[SHORT EXERCISE] Pictures in the data below are not part of the copy; transcribe everything else exactly.

[SOURCE EXCERPT]
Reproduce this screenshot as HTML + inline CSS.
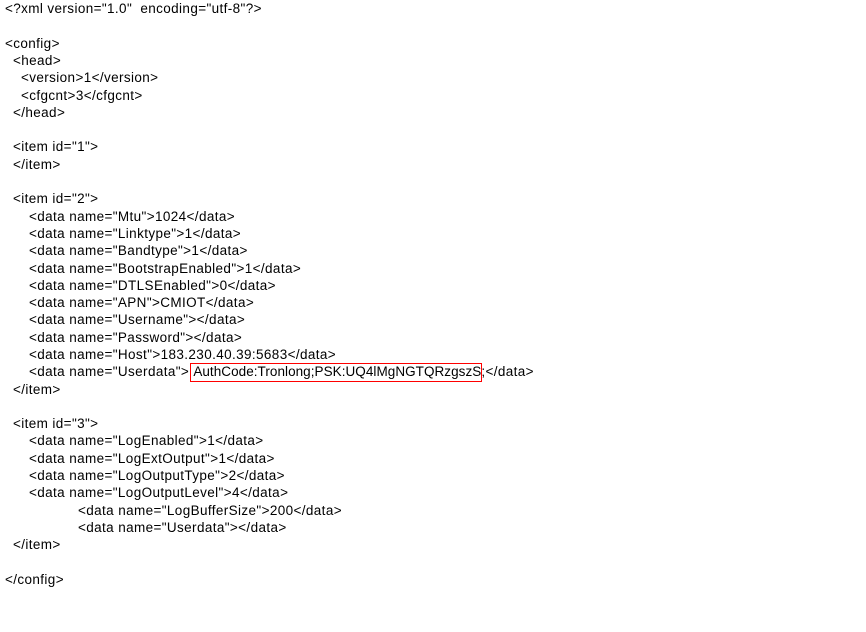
<!DOCTYPE html>
<html><head><meta charset="utf-8"><style>
body{margin:0;width:866px;height:632px;background:#fff;overflow:hidden;font-family:"Liberation Sans","Noto Sans CJK SC",sans-serif;font-size:13.5px;color:#000;letter-spacing:0.38px}
.l{position:absolute;white-space:pre;line-height:17px;height:17px}
.b{position:absolute;border:1.5px solid #ff0000;box-sizing:border-box}
</style></head><body>
<div class="l" style="left:5px;top:0px">&lt;?xml version="1.0"  encoding="utf-8"?&gt;</div>
<div class="l" style="left:5px;top:35px">&lt;config&gt;</div>
<div class="l" style="left:13px;top:52px">&lt;head&gt;</div>
<div class="l" style="left:21px;top:69px">&lt;version&gt;1&lt;/version&gt;</div>
<div class="l" style="left:21px;top:87px">&lt;cfgcnt&gt;3&lt;/cfgcnt&gt;</div>
<div class="l" style="left:13px;top:104px">&lt;/head&gt;</div>
<div class="l" style="left:13px;top:138px">&lt;item id="1"&gt;</div>
<div class="l" style="left:13px;top:156px">&lt;/item&gt;</div>
<div class="l" style="left:13px;top:190px">&lt;item id="2"&gt;</div>
<div class="l" style="left:29px;top:208px">&lt;data name="Mtu"&gt;1024&lt;/data&gt;</div>
<div class="l" style="left:29px;top:225px">&lt;data name="Linktype"&gt;1&lt;/data&gt;</div>
<div class="l" style="left:29px;top:242px">&lt;data name="Bandtype"&gt;1&lt;/data&gt;</div>
<div class="l" style="left:29px;top:260px">&lt;data name="BootstrapEnabled"&gt;1&lt;/data&gt;</div>
<div class="l" style="left:29px;top:277px">&lt;data name="DTLSEnabled"&gt;0&lt;/data&gt;</div>
<div class="l" style="left:29px;top:294px">&lt;data name="APN"&gt;CMIOT&lt;/data&gt;</div>
<div class="l" style="left:29px;top:311px">&lt;data name="Username"&gt;&lt;/data&gt;</div>
<div class="l" style="left:29px;top:329px">&lt;data name="Password"&gt;&lt;/data&gt;</div>
<div class="l" style="left:29px;top:346px">&lt;data name="Host"&gt;183.230.40.39:5683&lt;/data&gt;</div>
<div class="l" style="left:29px;top:363px">&lt;data name="Userdata"&gt; <span style="letter-spacing:0.05px">AuthCode:Tronlong;PSK:UQ4lMgNGTQRzgszS</span>;&lt;/data&gt;</div>
<div class="b" style="left:190px;top:363px;width:292px;height:19px"></div>
<div class="l" style="left:13px;top:381px">&lt;/item&gt;</div>
<div class="l" style="left:13px;top:415px">&lt;item id="3"&gt;</div>
<div class="l" style="left:29px;top:432px">&lt;data name="LogEnabled"&gt;1&lt;/data&gt;</div>
<div class="l" style="left:29px;top:450px">&lt;data name="LogExtOutput"&gt;1&lt;/data&gt;</div>
<div class="l" style="left:29px;top:467px">&lt;data name="LogOutputType"&gt;2&lt;/data&gt;</div>
<div class="l" style="left:29px;top:484px">&lt;data name="LogOutputLevel"&gt;4&lt;/data&gt;</div>
<div class="l" style="left:78px;top:502px">&lt;data name="LogBufferSize"&gt;200&lt;/data&gt;</div>
<div class="l" style="left:78px;top:519px">&lt;data name="Userdata"&gt;&lt;/data&gt;</div>
<div class="l" style="left:13px;top:536px">&lt;/item&gt;</div>
<div class="l" style="left:5px;top:571px">&lt;/config&gt;</div>
</body></html>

[FULL ANSWER]
Reproduce this screenshot as HTML + inline CSS.
<!DOCTYPE html>
<html><head><meta charset="utf-8"><style>
body{margin:0;width:866px;height:632px;background:#fff;overflow:hidden;font-family:"Liberation Sans","Noto Sans CJK SC",sans-serif;font-size:13.5px;color:#000;letter-spacing:0.38px}
.l{position:absolute;white-space:pre;line-height:17px;height:17px}
.b{position:absolute;border:1.5px solid #ff0000;box-sizing:border-box}
</style></head><body>
<div class="l" style="left:5px;top:0px">&lt;?xml version="1.0"  encoding="utf-8"?&gt;</div>
<div class="l" style="left:5px;top:35px">&lt;config&gt;</div>
<div class="l" style="left:13px;top:52px">&lt;head&gt;</div>
<div class="l" style="left:21px;top:69px">&lt;version&gt;1&lt;/version&gt;</div>
<div class="l" style="left:21px;top:87px">&lt;cfgcnt&gt;3&lt;/cfgcnt&gt;</div>
<div class="l" style="left:13px;top:104px">&lt;/head&gt;</div>
<div class="l" style="left:13px;top:138px">&lt;item id="1"&gt;</div>
<div class="l" style="left:13px;top:156px">&lt;/item&gt;</div>
<div class="l" style="left:13px;top:190px">&lt;item id="2"&gt;</div>
<div class="l" style="left:29px;top:208px">&lt;data name="Mtu"&gt;1024&lt;/data&gt;</div>
<div class="l" style="left:29px;top:225px">&lt;data name="Linktype"&gt;1&lt;/data&gt;</div>
<div class="l" style="left:29px;top:242px">&lt;data name="Bandtype"&gt;1&lt;/data&gt;</div>
<div class="l" style="left:29px;top:260px">&lt;data name="BootstrapEnabled"&gt;1&lt;/data&gt;</div>
<div class="l" style="left:29px;top:277px">&lt;data name="DTLSEnabled"&gt;0&lt;/data&gt;</div>
<div class="l" style="left:29px;top:294px">&lt;data name="APN"&gt;CMIOT&lt;/data&gt;</div>
<div class="l" style="left:29px;top:311px">&lt;data name="Username"&gt;&lt;/data&gt;</div>
<div class="l" style="left:29px;top:329px">&lt;data name="Password"&gt;&lt;/data&gt;</div>
<div class="l" style="left:29px;top:346px">&lt;data name="Host"&gt;183.230.40.39:5683&lt;/data&gt;</div>
<div class="l" style="left:29px;top:363px">&lt;data name="Userdata"&gt; <span style="letter-spacing:0.05px">AuthCode:Tronlong;PSK:UQ4lMgNGTQRzgszS</span>;&lt;/data&gt;</div>
<div class="b" style="left:190px;top:363px;width:292px;height:19px"></div>
<div class="l" style="left:13px;top:381px">&lt;/item&gt;</div>
<div class="l" style="left:13px;top:415px">&lt;item id="3"&gt;</div>
<div class="l" style="left:29px;top:432px">&lt;data name="LogEnabled"&gt;1&lt;/data&gt;</div>
<div class="l" style="left:29px;top:450px">&lt;data name="LogExtOutput"&gt;1&lt;/data&gt;</div>
<div class="l" style="left:29px;top:467px">&lt;data name="LogOutputType"&gt;2&lt;/data&gt;</div>
<div class="l" style="left:29px;top:484px">&lt;data name="LogOutputLevel"&gt;4&lt;/data&gt;</div>
<div class="l" style="left:78px;top:502px">&lt;data name="LogBufferSize"&gt;200&lt;/data&gt;</div>
<div class="l" style="left:78px;top:519px">&lt;data name="Userdata"&gt;&lt;/data&gt;</div>
<div class="l" style="left:13px;top:536px">&lt;/item&gt;</div>
<div class="l" style="left:5px;top:571px">&lt;/config&gt;</div>
</body></html>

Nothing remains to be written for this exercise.